# Random Pics



## Tenacross (May 26, 2011)

My girls took a hike this morning while waiting for me to come out of the house.


----------



## Redheads (Sep 2, 2014)

Tell them beautiful ladies to hike it on down to my place!


----------



## midlothianffa (May 5, 2013)

Redheads said:


> Tell them beautiful ladies to hike it on down to my place!


Seriously same here


----------



## Tenacross (May 26, 2011)

The blaze faced bigger two in the first pic are out of Nancy D's old doe "Lady Derringer".


----------



## ksalvagno (Oct 6, 2009)

Very nice looking herd!


----------



## happybleats (Sep 12, 2010)

beautiful girls !!!


----------



## PowerPuffMama (Jan 8, 2013)

Beautiful!


Sent from my iPad using Goat Forum


----------



## NyGoatMom (Jan 26, 2013)

Gorgeous does...nice place


----------



## Crossroads Boers (Feb 19, 2011)

Pretty girls! Is that red leg doe in the first pic Fearless? Is she showing babies or is that just gut?  Is 14 goats the whole herd?


----------



## Tenacross (May 26, 2011)

Crossroads Boers said:


> Pretty girls! Is that red leg doe in the first pic Fearless? Is she showing babies or is that just gut?  Is 14 goats the whole herd?


Yes, that is Fearless. I think she's bred, but only about 40 days.
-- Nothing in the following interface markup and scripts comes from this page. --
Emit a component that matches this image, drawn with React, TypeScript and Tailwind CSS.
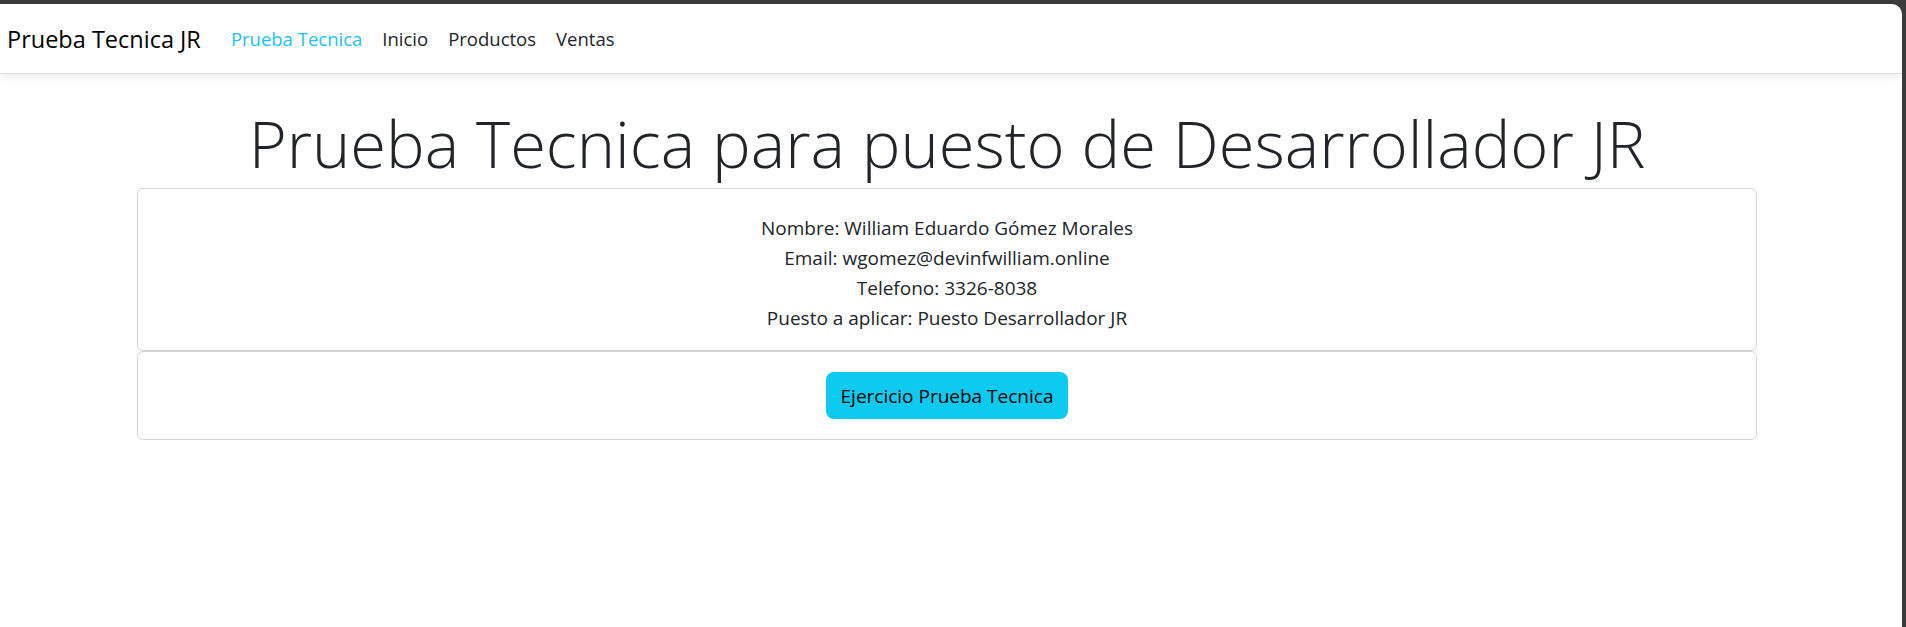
import React from "react";

const navLinks = [
  { text: "Prueba Tecnica", href: "#", active: true },
  { text: "Inicio", href: "#" },
  { text: "Productos", href: "#" },
  { text: "Ventas", href: "#" },
];

const datos = [
  "Nombre: William Eduardo Gómez Morales",
  "Email: wgomez@devinfwilliam.online",
  "Telefono: 3326-8038",
  "Puesto a aplicar: Puesto Desarrollador JR",
];

const App = () => {
  return (
    <div
      className="h-[627px] w-full bg-[#3b3b3b] pt-[4px] pr-[4px]"
      style={{ fontFamily: '"Open Sans", "Noto Sans", sans-serif' }}
    >
      <div className="h-full bg-white rounded-tr-[10px] overflow-hidden text-[#212529]">
        <nav className="h-[70px] flex items-center border-b border-[#dcdce2] shadow-[0_3px_10px_rgba(0,0,0,0.07)] rounded-tr-[10px]">
          <a href="#" className="pl-[7px] mr-[20px] text-[23.5px] text-black leading-[36px]">
            Prueba Tecnica JR
          </a>
          <div className="flex items-center">
            {navLinks.map((link) => (
              <a
                key={link.text}
                href={link.href}
                className={
                  link.active
                    ? "px-[10px] text-[18.5px] leading-[30px] text-[#1cc3ec]"
                    : "px-[10px] text-[18.5px] leading-[30px] text-[#212529]"
                }
              >
                {link.text}
              </a>
            ))}
          </div>
        </nav>

        <main className="pr-2 pt-[30px]">
          <h1 className="text-center text-[65px] font-light leading-[1.2] mb-[6px]">
            Prueba Tecnica para puesto de Desarrollador JR
          </h1>

          <div className="w-[1620px] mx-auto">
            <div className="border border-[#d4d4d4] rounded-[6px] pt-6 pb-[17px] text-center text-[19px] leading-[30px]">
              {datos.map((d) => (
                <p key={d}>{d}</p>
              ))}
            </div>
            <div className="border border-[#d4d4d4] rounded-[6px] pt-5 pb-5 flex justify-center">
              <button className="h-[47px] flex items-center bg-[#0dcaf0] text-black text-[19px] leading-[30px] px-[15px] rounded-[8px]">
                Ejercicio Prueba Tecnica
              </button>
            </div>
          </div>
        </main>
      </div>
    </div>
  );
};

export default App;
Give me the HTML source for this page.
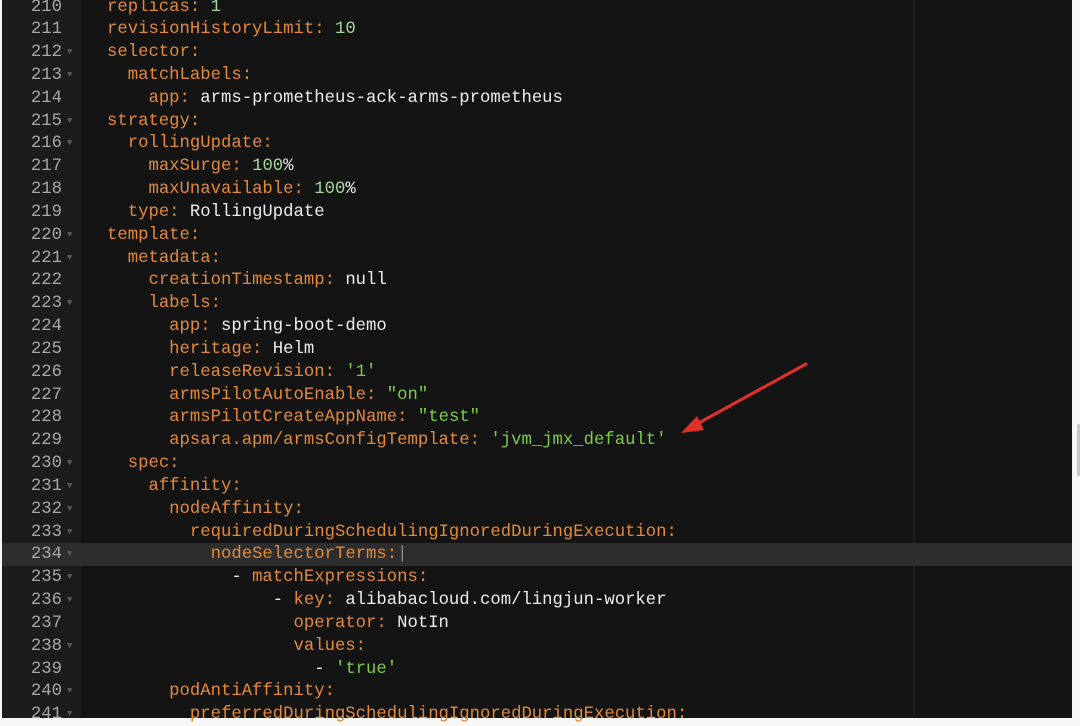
<html><head><style>
body{margin:0;width:1080px;height:718px;background:#f7f7f7;overflow:hidden;position:relative;font-family:"Liberation Mono",monospace;}
#ed{position:absolute;left:2px;top:0;width:1070px;height:718px;background:#141414;}
#gut{position:absolute;left:2px;top:0;width:79px;height:718px;background:#1c1c1c;}
.l{position:absolute;left:2px;width:1070px;height:23px;line-height:23px;font-size:17.27px;white-space:pre;}
.n{position:absolute;left:0;width:60px;text-align:right;color:#a8a8a8;}
.f{position:absolute;left:65px;top:0;color:#5a5a5a;font-size:9px;}
.c{position:absolute;left:105px;color:#ececec;}
.k{color:#e2893a}.g{color:#7ccb4a}.m{color:#a6d89a}
.hl{background:#2e2e2e;}
</style></head><body>
<div id="ed"></div><div id="gut"></div>
<div style="position:absolute;left:913px;top:0;width:2px;height:718px;background:#1e1e1e"></div>
<div style="position:absolute;left:1077px;top:424px;width:3px;height:52px;background:#c8c8c8;border-radius:2px"></div>
<div id="code"></div>
<svg style="position:absolute;left:0;top:0" width="1080" height="718"><line x1="806" y1="364" x2="695" y2="425" stroke="#e0302a" stroke-width="3" stroke-linecap="round"/><polygon points="681,433 697,416 704,430" fill="#e0302a"/></svg>
<script>
var L=[
[210,0,0,'<span class="k">replicas:</span> <span class="m">1</span>'],
[211,0,0,'<span class="k">revisionHistoryLimit:</span> <span class="m">10</span>'],
[212,1,0,'<span class="k">selector:</span>'],
[213,1,2,'<span class="k">matchLabels:</span>'],
[214,0,4,'<span class="k">app:</span> arms-prometheus-ack-arms-prometheus'],
[215,1,0,'<span class="k">strategy:</span>'],
[216,1,2,'<span class="k">rollingUpdate:</span>'],
[217,0,4,'<span class="k">maxSurge:</span> <span class="m">100</span>%'],
[218,0,4,'<span class="k">maxUnavailable:</span> <span class="m">100</span>%'],
[219,0,2,'<span class="k">type:</span> RollingUpdate'],
[220,1,0,'<span class="k">template:</span>'],
[221,1,2,'<span class="k">metadata:</span>'],
[222,0,4,'<span class="k">creationTimestamp:</span> null'],
[223,1,4,'<span class="k">labels:</span>'],
[224,0,6,'<span class="k">app:</span> spring-boot-demo'],
[225,0,6,'<span class="k">heritage:</span> Helm'],
[226,0,6,'<span class="k">releaseRevision:</span> <span class="g">\'1\'</span>'],
[227,0,6,'<span class="k">armsPilotAutoEnable:</span> <span class="g">"on"</span>'],
[228,0,6,'<span class="k">armsPilotCreateAppName:</span> <span class="g">"test"</span>'],
[229,0,6,'<span class="k">apsara.apm/armsConfigTemplate:</span> <span class="g">\'jvm_jmx_default\'</span>'],
[230,1,2,'<span class="k">spec:</span>'],
[231,1,4,'<span class="k">affinity:</span>'],
[232,1,6,'<span class="k">nodeAffinity:</span>'],
[233,1,8,'<span class="k">requiredDuringSchedulingIgnoredDuringExecution:</span>'],
[234,1,10,'<span class="k">nodeSelectorTerms:</span><span style="color:#888">|</span>'],
[235,1,12,'- <span class="k">matchExpressions:</span>'],
[236,1,16,'- <span class="k">key:</span> alibabacloud.com/lingjun-worker'],
[237,0,18,'<span class="k">operator:</span> NotIn'],
[238,1,18,'<span class="k">values:</span>'],
[239,0,20,'- <span class="g">\'true\'</span>'],
[240,1,6,'<span class="k">podAntiAffinity:</span>'],
[241,1,8,'<span class="k">preferredDuringSchedulingIgnoredDuringExecution:</span>']];
var h='';
L.forEach(function(a){var y=7+(a[0]-210)*22.83-11.5;
h+='<div class="l'+(a[0]==234?' hl':'')+'" style="top:'+y+'px"><span class="n">'+a[0]+'</span>'+(a[1]?'<span class="f">&#9660;</span>':'')+'<span class="c">'+' '.repeat(a[2])+a[3]+'</span></div>';});
document.getElementById('code').innerHTML=h;
</script>
</body></html>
She has plumped up around the belly, but she is a big belly goat anyway.  I have 17 goats on the farm right now, but that will be down to 15 after tomorrow, as I'm taking two wethers to the sale.


----------



## HoosierShadow (Apr 20, 2010)

They are gorgeous ♥ A herd to truly be proud of and appreciate  If I weren't so far away they could certainly hike to our place, haha.


----------



## RPC (Nov 6, 2009)

I really like the front doe in the second picture with the solid brown head.


----------



## RPC (Nov 6, 2009)

Candice I am still determined to come down and get a doe from you then drive all the way to Washington to get a few. Who am I kidding I don't like going more then an hour to pick one up lol.


----------



## Tenacross (May 26, 2011)

RPC said:


> I really like the front doe in the second picture with the solid brown head.


Good eye, Roger. She has 78 ABGA points.


----------



## RPC (Nov 6, 2009)

Dang I am good


----------



## toth boer goats (Jul 20, 2008)

Nice.


----------